:: Stated task ::
Note each line of the listing that contains the string "screenshot", and copy it.
........
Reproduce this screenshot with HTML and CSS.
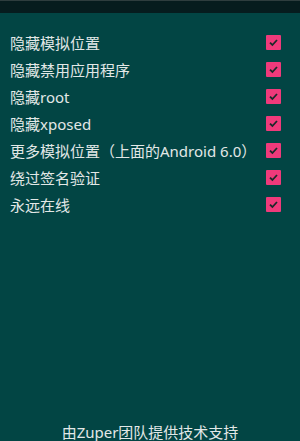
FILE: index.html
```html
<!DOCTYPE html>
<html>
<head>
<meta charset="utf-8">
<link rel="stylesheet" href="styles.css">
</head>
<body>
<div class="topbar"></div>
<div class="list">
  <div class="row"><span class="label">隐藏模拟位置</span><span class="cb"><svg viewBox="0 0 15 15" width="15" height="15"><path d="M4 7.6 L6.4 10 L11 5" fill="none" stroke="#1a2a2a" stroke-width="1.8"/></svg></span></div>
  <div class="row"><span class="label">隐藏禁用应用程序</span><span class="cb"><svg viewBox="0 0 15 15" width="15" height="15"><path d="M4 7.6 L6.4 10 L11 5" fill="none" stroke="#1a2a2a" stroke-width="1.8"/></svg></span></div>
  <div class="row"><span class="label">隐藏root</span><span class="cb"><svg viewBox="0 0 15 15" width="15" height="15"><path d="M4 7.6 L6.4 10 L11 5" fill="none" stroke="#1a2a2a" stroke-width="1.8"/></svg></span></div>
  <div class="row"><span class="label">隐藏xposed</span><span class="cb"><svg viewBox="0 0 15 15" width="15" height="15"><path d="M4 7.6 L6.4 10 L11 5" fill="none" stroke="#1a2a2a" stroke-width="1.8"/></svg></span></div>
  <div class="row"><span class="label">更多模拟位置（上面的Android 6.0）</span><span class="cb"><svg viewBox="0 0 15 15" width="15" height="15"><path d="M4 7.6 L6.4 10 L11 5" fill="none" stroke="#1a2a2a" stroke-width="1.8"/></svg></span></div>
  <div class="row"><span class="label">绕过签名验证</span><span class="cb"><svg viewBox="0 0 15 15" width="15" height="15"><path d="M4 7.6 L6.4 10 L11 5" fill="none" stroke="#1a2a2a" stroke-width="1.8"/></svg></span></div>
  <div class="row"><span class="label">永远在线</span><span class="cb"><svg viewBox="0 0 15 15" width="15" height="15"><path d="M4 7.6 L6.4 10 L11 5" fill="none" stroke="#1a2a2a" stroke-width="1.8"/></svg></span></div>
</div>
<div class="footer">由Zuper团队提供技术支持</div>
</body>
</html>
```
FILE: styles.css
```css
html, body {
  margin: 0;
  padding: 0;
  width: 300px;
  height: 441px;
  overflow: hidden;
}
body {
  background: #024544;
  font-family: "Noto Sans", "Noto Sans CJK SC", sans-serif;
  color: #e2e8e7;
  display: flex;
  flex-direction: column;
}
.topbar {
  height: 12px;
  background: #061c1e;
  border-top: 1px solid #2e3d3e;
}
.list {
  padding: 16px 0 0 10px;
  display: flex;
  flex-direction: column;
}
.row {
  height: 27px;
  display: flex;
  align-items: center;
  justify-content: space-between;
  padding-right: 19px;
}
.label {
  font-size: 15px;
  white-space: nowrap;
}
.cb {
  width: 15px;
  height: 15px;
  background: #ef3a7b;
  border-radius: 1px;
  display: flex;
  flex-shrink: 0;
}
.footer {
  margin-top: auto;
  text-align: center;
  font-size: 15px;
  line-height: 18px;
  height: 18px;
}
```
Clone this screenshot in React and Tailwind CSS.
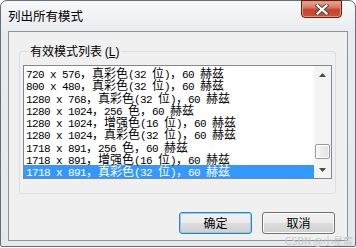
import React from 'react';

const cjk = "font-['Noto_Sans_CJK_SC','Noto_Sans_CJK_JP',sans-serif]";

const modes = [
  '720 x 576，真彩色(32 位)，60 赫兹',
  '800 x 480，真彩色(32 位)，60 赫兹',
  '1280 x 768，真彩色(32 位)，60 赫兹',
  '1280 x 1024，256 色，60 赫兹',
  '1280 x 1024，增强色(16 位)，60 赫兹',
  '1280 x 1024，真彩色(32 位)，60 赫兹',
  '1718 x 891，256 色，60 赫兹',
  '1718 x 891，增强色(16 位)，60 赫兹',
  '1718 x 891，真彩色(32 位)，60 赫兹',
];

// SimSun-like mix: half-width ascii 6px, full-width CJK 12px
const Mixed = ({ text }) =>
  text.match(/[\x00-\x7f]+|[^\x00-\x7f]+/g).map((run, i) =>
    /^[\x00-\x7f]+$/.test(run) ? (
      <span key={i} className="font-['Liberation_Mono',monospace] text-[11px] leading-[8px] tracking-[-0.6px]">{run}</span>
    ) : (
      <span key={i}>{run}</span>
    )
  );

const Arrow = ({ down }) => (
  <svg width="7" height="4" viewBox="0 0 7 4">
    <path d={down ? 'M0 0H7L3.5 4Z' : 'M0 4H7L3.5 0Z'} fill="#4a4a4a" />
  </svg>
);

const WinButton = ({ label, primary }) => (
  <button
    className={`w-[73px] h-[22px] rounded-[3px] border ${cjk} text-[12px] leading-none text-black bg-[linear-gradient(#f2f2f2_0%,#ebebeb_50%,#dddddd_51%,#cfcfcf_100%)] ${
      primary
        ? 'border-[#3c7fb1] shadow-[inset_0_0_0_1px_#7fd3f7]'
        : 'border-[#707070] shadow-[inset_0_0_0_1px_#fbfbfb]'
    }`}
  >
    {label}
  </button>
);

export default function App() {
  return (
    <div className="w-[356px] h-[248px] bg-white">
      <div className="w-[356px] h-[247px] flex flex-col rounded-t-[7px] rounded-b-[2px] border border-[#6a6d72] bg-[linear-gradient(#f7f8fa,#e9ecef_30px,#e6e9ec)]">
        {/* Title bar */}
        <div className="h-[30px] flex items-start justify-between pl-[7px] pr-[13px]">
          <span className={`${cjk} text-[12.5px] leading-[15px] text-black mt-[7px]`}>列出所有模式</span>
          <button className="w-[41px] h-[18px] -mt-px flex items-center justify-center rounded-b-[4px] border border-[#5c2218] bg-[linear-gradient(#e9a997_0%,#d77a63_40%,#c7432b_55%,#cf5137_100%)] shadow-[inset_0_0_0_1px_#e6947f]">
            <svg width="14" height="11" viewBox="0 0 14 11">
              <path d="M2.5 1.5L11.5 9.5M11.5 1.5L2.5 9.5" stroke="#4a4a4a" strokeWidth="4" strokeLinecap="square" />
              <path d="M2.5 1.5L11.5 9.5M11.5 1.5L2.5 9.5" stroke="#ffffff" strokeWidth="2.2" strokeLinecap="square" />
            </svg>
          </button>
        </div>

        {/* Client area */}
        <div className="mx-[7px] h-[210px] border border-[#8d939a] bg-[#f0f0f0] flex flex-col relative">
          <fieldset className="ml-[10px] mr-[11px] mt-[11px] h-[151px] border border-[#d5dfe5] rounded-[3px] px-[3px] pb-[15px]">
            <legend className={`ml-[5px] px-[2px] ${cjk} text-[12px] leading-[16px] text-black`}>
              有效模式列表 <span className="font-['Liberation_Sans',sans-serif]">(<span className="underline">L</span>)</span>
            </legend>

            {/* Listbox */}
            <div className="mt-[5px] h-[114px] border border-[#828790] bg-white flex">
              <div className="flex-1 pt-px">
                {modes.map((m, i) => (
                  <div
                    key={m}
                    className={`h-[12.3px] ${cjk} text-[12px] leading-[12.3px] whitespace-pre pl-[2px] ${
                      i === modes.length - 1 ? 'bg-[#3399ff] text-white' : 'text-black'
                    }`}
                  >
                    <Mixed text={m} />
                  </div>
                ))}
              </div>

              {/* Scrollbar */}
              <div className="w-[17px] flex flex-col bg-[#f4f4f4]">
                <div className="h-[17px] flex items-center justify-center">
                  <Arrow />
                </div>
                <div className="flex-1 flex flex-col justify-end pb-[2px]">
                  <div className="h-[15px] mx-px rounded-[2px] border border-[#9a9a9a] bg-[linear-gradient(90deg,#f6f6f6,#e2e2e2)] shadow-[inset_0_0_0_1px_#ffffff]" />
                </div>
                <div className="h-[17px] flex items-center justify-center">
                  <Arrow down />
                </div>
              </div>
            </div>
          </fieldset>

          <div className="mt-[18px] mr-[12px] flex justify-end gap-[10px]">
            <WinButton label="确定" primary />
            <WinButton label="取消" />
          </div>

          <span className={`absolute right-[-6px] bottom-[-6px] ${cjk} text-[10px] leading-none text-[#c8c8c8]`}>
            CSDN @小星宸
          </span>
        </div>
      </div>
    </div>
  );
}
........
:: Result of the task ::
Reproduce this screenshot with HTML and CSS.
Clone this screenshot in React and Tailwind CSS.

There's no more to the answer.